[Saved data entries]
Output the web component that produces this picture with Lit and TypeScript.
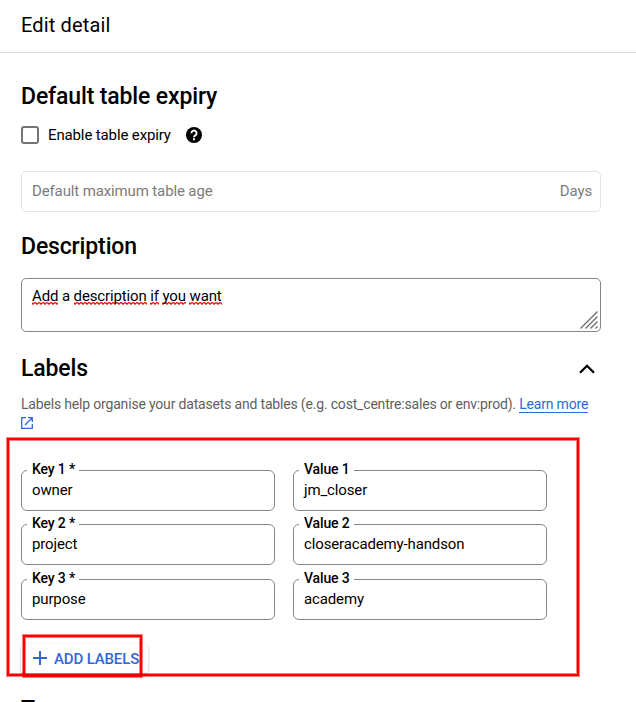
import { LitElement, html, css } from "lit";
import { customElement, property } from "lit/decorators.js";

@customElement("outlined-field")
class OutlinedField extends LitElement {
  @property() label = "";
  @property() value = "";

  static styles = css`
    :host { display: block; }
    .field {
      box-sizing: border-box; margin: 0; padding: 0 10px; height: 50px; min-width: 0;
      border: 1px solid #80868b; border-radius: 6px;
    }
    .legend {
      margin-left: -5px; padding: 0 4px 0 5px; height: 18px;
      font-size: 14px; line-height: 16px; font-weight: 500; letter-spacing: -.15px; color: #000;
    }
    .value { font-size: 15px; line-height: 20px; margin-top: 1px; letter-spacing: -.14px; color: #000; }
  `;

  render() {
    return html`<fieldset class="field">
      <legend class="legend">${this.label}</legend>
      <div class="value">${this.value}</div>
    </fieldset>`;
  }
}

@customElement("app-root")
class AppRoot extends LitElement {
  static styles = css`
    :host {
      display: block; height: 702px; overflow: hidden; background: #fff; color: #000;
      font-family: Roboto, "Liberation Sans", sans-serif; font-size: 15px; letter-spacing: -.13px;
    }
    .header {
      box-sizing: border-box; height: 53px; padding: 13px 21px 0;
      border-bottom: 1px solid #dcdcdc;
    }
    .title { margin: 0; font-size: 20px; line-height: 24px; font-weight: 400; letter-spacing: .15px; }
    .content { padding: 30px 35px 0 21px; }
    .heading { margin: 0; font-size: 23px; line-height: 28px; font-weight: 500; letter-spacing: -.14px; }
    .check-row { display: flex; align-items: center; height: 20px; margin-top: 14px; }
    .checkbox {
      box-sizing: border-box; width: 18px; height: 18px; border: 2px solid #757575; border-radius: 3px;
    }
    .check-label { margin-left: 9px; width: 138px; }
    .help { width: 16px; height: 16px; margin-bottom: 1px; }
    .age {
      box-sizing: border-box; display: flex; justify-content: space-between; align-items: center;
      height: 41px; margin: 26px 0 21px; padding: 0 8px 1px 10px;
      border: 1px solid #e3e3e3; border-radius: 5px; color: #7c7c7c;
    }
    .description {
      box-sizing: border-box; display: flex; justify-content: space-between; height: 54px;
      margin: 17px 0 23px; padding: 7px 2px 2px 10px; border: 1px solid #80868b; border-radius: 5px;
    }
    .text { line-height: 20px; }
    .misspelt {
      background: url("data:image/svg+xml,%3Csvg xmlns='http://www.w3.org/2000/svg' width='4' height='3'%3E%3Cpath d='M-1 -.2L1 2.200L3 .4L5 2.200' fill='none' stroke='red' stroke-width='1.200'/%3E%3C/svg%3E") left bottom repeat-x;
    }
    .grip { width: 18px; height: 18px; align-self: flex-end; }
    .labels-head { display: flex; justify-content: space-between; align-items: center; }
    .chevron { width: 16px; height: 10px; margin: 0 6px 1px 0; }
    .help-text {
      margin: 12px -10px 0 0; font-size: 14px; line-height: 19px; letter-spacing: -.18px; color: #5f5f5f;
    }
    .link { color: #3367d6; text-decoration: none; border-bottom: 1px solid #3367d6; }
    .external { display: block; width: 12px; height: 12px; margin-top: 3px; }
    .marked {
      box-sizing: border-box; width: 572px; height: 238px; margin: 9px 0 0 -14px;
      padding: 21px 0 0 12px; border: 2px solid #f00;
      box-shadow: 0 0 0 1px rgba(255, 0, 0, .5), inset 0 0 0 1px rgba(255, 0, 0, .5);
    }
    .grid {
      display: grid; grid-template-columns: 254px 254px; grid-template-rows: 54px 55px 50px;
      column-gap: 18px;
    }
    .button-mark {
      box-sizing: border-box; width: 119px; height: 42px; margin: 15px 0 0 2px;
      border: 2px solid #f00;
      box-shadow: 0 0 0 1px rgba(255, 0, 0, .5), inset 0 0 0 1px rgba(255, 0, 0, .5);
    }
    .button {
      display: flex; align-items: center; box-sizing: border-box; width: 127px; height: 29px;
      margin: 7px 0 0 -4px; padding: 0 0 0 12px; border: 0; border-radius: 4px; background: transparent;
      box-shadow: 0 1px 3px rgba(0, 0, 0, .25); color: #3367d6;
      font-family: inherit; font-size: 15px; font-weight: 500; letter-spacing: -.15px; white-space: nowrap;
    }
    .plus { width: 14px; height: 14px; margin: 0 7px 1px 0; flex: none; }
    .next { margin-top: 20px; }
  `;

  private rows = [
    ["owner", "jm_closer"],
    ["project", "closeracademy-handson"],
    ["purpose", "academy"],
  ];

  private misspelt(word: string) {
    return html`<span class="misspelt">${word}</span>`;
  }

  render() {
    return html`
      <header class="header"><h1 class="title">Edit detail</h1></header>
      <main class="content">
        <h2 class="heading">Default table expiry</h2>
        <div class="check-row">
          <span class="checkbox"></span><span class="check-label">Enable table expiry</span>
          <svg class="help" viewBox="0 0 16 16"><circle cx="8" cy="8" r="8"/><path d="M5.400 6.200a2.600 2.600 0 1 1 4.200 2C8.500 9 8 9.300 8 10.300M8 11.300v1.900" fill="none" stroke="#fff" stroke-width="1.900"/></svg>
        </div>
        <div class="age"><span>Default maximum table age</span><span>Days</span></div>
        <h2 class="heading">Description</h2>
        <div class="description">
          <div class="text">${this.misspelt("Add")} a ${this.misspelt("description")} ${this.misspelt("if")} ${this.misspelt("you")} ${this.misspelt("want")}</div>
          <svg class="grip" viewBox="0 0 18 18" fill="none" stroke="#666" stroke-width="1.2">
            <path d="M.5 17.500L17.500.5M5.500 17.500l12-12M10.500 17.500l7-7M15.500 17.500l2-2"/>
          </svg>
        </div>
        <div class="labels-head">
          <h2 class="heading">Labels</h2>
          <svg class="chevron" viewBox="0 0 16 10" fill="none" stroke="#000" stroke-width="2.300"><path d="M1 8.800L8 1.800l7 7"/></svg>
        </div>
        <p class="help-text">Labels help organise your datasets and tables (e.g. cost_centre:sales or env:prod). <a class="link">Learn more</a></p>
        <svg class="external" viewBox="0 0 12 12" fill="none" stroke="#3367d6" stroke-width="1.300"><path d="M5 .7H.7v10.600h10.600V7M7 .7h4.300V5M11.300.7L4 8"/></svg>
        <section class="marked">
          <div class="grid">
            ${this.rows.map(([key, value], i) => html`
              <outlined-field .label=${`Key ${i + 1} *`} .value=${key}></outlined-field>
              <outlined-field .label=${`Value ${i + 1}`} .value=${value}></outlined-field>`)}
          </div>
          <div class="button-mark">
            <button class="button">
              <svg class="plus" viewBox="0 0 14 14" stroke="#3367d6" stroke-width="2"><path d="M7 0v14M0 7h14"/></svg>ADD LABELS
            </button>
          </div>
        </section>
        <h2 class="heading next">Tags</h2>
      </main>`;
  }
}
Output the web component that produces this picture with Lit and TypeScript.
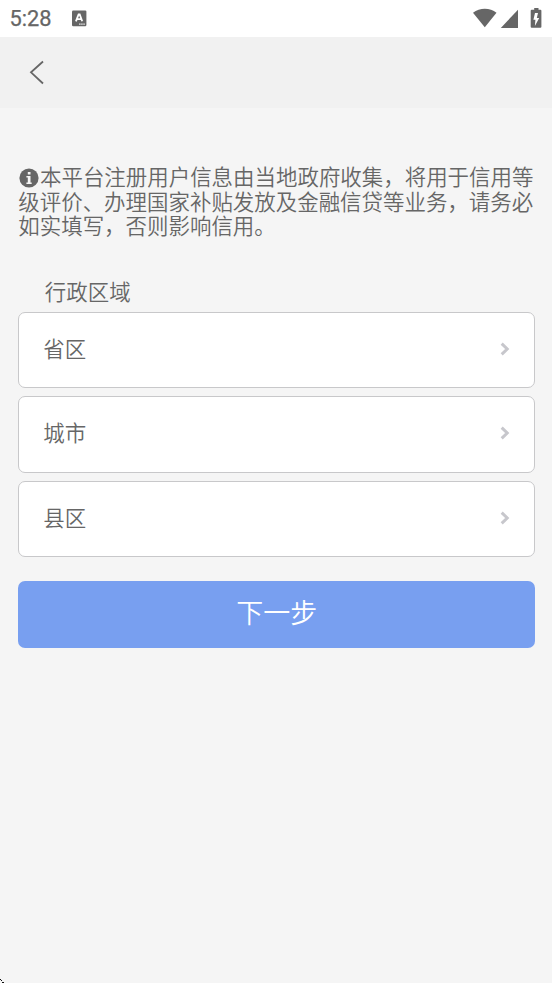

## DO THIS
Reproduce each entry verbatim, excluding any embedded images.

## SOLUTION TO THIS EXERCISE
Output the web component that produces this picture with Lit and TypeScript.
import { LitElement, html, css } from "lit";
import { customElement, property } from "lit/decorators.js";

@customElement("outlined-field")
class OutlinedField extends LitElement {
  @property() label = "";
  @property() value = "";

  static styles = css`
    :host { display: block; }
    .field {
      box-sizing: border-box; margin: 0; padding: 0 10px; height: 50px; min-width: 0;
      border: 1px solid #80868b; border-radius: 6px;
    }
    .legend {
      margin-left: -5px; padding: 0 4px 0 5px; height: 18px;
      font-size: 14px; line-height: 16px; font-weight: 500; letter-spacing: -.15px; color: #000;
    }
    .value { font-size: 15px; line-height: 20px; margin-top: 1px; letter-spacing: -.14px; color: #000; }
  `;

  render() {
    return html`<fieldset class="field">
      <legend class="legend">${this.label}</legend>
      <div class="value">${this.value}</div>
    </fieldset>`;
  }
}

@customElement("app-root")
class AppRoot extends LitElement {
  static styles = css`
    :host {
      display: block; height: 702px; overflow: hidden; background: #fff; color: #000;
      font-family: Roboto, "Liberation Sans", sans-serif; font-size: 15px; letter-spacing: -.13px;
    }
    .header {
      box-sizing: border-box; height: 53px; padding: 13px 21px 0;
      border-bottom: 1px solid #dcdcdc;
    }
    .title { margin: 0; font-size: 20px; line-height: 24px; font-weight: 400; letter-spacing: .15px; }
    .content { padding: 30px 35px 0 21px; }
    .heading { margin: 0; font-size: 23px; line-height: 28px; font-weight: 500; letter-spacing: -.14px; }
    .check-row { display: flex; align-items: center; height: 20px; margin-top: 14px; }
    .checkbox {
      box-sizing: border-box; width: 18px; height: 18px; border: 2px solid #757575; border-radius: 3px;
    }
    .check-label { margin-left: 9px; width: 138px; }
    .help { width: 16px; height: 16px; margin-bottom: 1px; }
    .age {
      box-sizing: border-box; display: flex; justify-content: space-between; align-items: center;
      height: 41px; margin: 26px 0 21px; padding: 0 8px 1px 10px;
      border: 1px solid #e3e3e3; border-radius: 5px; color: #7c7c7c;
    }
    .description {
      box-sizing: border-box; display: flex; justify-content: space-between; height: 54px;
      margin: 17px 0 23px; padding: 7px 2px 2px 10px; border: 1px solid #80868b; border-radius: 5px;
    }
    .text { line-height: 20px; }
    .misspelt {
      background: url("data:image/svg+xml,%3Csvg xmlns='http://www.w3.org/2000/svg' width='4' height='3'%3E%3Cpath d='M-1 -.2L1 2.200L3 .4L5 2.200' fill='none' stroke='red' stroke-width='1.200'/%3E%3C/svg%3E") left bottom repeat-x;
    }
    .grip { width: 18px; height: 18px; align-self: flex-end; }
    .labels-head { display: flex; justify-content: space-between; align-items: center; }
    .chevron { width: 16px; height: 10px; margin: 0 6px 1px 0; }
    .help-text {
      margin: 12px -10px 0 0; font-size: 14px; line-height: 19px; letter-spacing: -.18px; color: #5f5f5f;
    }
    .link { color: #3367d6; text-decoration: none; border-bottom: 1px solid #3367d6; }
    .external { display: block; width: 12px; height: 12px; margin-top: 3px; }
    .marked {
      box-sizing: border-box; width: 572px; height: 238px; margin: 9px 0 0 -14px;
      padding: 21px 0 0 12px; border: 2px solid #f00;
      box-shadow: 0 0 0 1px rgba(255, 0, 0, .5), inset 0 0 0 1px rgba(255, 0, 0, .5);
    }
    .grid {
      display: grid; grid-template-columns: 254px 254px; grid-template-rows: 54px 55px 50px;
      column-gap: 18px;
    }
    .button-mark {
      box-sizing: border-box; width: 119px; height: 42px; margin: 15px 0 0 2px;
      border: 2px solid #f00;
      box-shadow: 0 0 0 1px rgba(255, 0, 0, .5), inset 0 0 0 1px rgba(255, 0, 0, .5);
    }
    .button {
      display: flex; align-items: center; box-sizing: border-box; width: 127px; height: 29px;
      margin: 7px 0 0 -4px; padding: 0 0 0 12px; border: 0; border-radius: 4px; background: transparent;
      box-shadow: 0 1px 3px rgba(0, 0, 0, .25); color: #3367d6;
      font-family: inherit; font-size: 15px; font-weight: 500; letter-spacing: -.15px; white-space: nowrap;
    }
    .plus { width: 14px; height: 14px; margin: 0 7px 1px 0; flex: none; }
    .next { margin-top: 20px; }
  `;

  private rows = [
    ["owner", "jm_closer"],
    ["project", "closeracademy-handson"],
    ["purpose", "academy"],
  ];

  private misspelt(word: string) {
    return html`<span class="misspelt">${word}</span>`;
  }

  render() {
    return html`
      <header class="header"><h1 class="title">Edit detail</h1></header>
      <main class="content">
        <h2 class="heading">Default table expiry</h2>
        <div class="check-row">
          <span class="checkbox"></span><span class="check-label">Enable table expiry</span>
          <svg class="help" viewBox="0 0 16 16"><circle cx="8" cy="8" r="8"/><path d="M5.400 6.200a2.600 2.600 0 1 1 4.200 2C8.500 9 8 9.300 8 10.300M8 11.300v1.900" fill="none" stroke="#fff" stroke-width="1.900"/></svg>
        </div>
        <div class="age"><span>Default maximum table age</span><span>Days</span></div>
        <h2 class="heading">Description</h2>
        <div class="description">
          <div class="text">${this.misspelt("Add")} a ${this.misspelt("description")} ${this.misspelt("if")} ${this.misspelt("you")} ${this.misspelt("want")}</div>
          <svg class="grip" viewBox="0 0 18 18" fill="none" stroke="#666" stroke-width="1.2">
            <path d="M.5 17.500L17.500.5M5.500 17.500l12-12M10.500 17.500l7-7M15.500 17.500l2-2"/>
          </svg>
        </div>
        <div class="labels-head">
          <h2 class="heading">Labels</h2>
          <svg class="chevron" viewBox="0 0 16 10" fill="none" stroke="#000" stroke-width="2.300"><path d="M1 8.800L8 1.800l7 7"/></svg>
        </div>
        <p class="help-text">Labels help organise your datasets and tables (e.g. cost_centre:sales or env:prod). <a class="link">Learn more</a></p>
        <svg class="external" viewBox="0 0 12 12" fill="none" stroke="#3367d6" stroke-width="1.300"><path d="M5 .7H.7v10.600h10.600V7M7 .7h4.300V5M11.300.7L4 8"/></svg>
        <section class="marked">
          <div class="grid">
            ${this.rows.map(([key, value], i) => html`
              <outlined-field .label=${`Key ${i + 1} *`} .value=${key}></outlined-field>
              <outlined-field .label=${`Value ${i + 1}`} .value=${value}></outlined-field>`)}
          </div>
          <div class="button-mark">
            <button class="button">
              <svg class="plus" viewBox="0 0 14 14" stroke="#3367d6" stroke-width="2"><path d="M7 0v14M0 7h14"/></svg>ADD LABELS
            </button>
          </div>
        </section>
        <h2 class="heading next">Tags</h2>
      </main>`;
  }
}
Output the web component that produces this picture with Lit and TypeScript.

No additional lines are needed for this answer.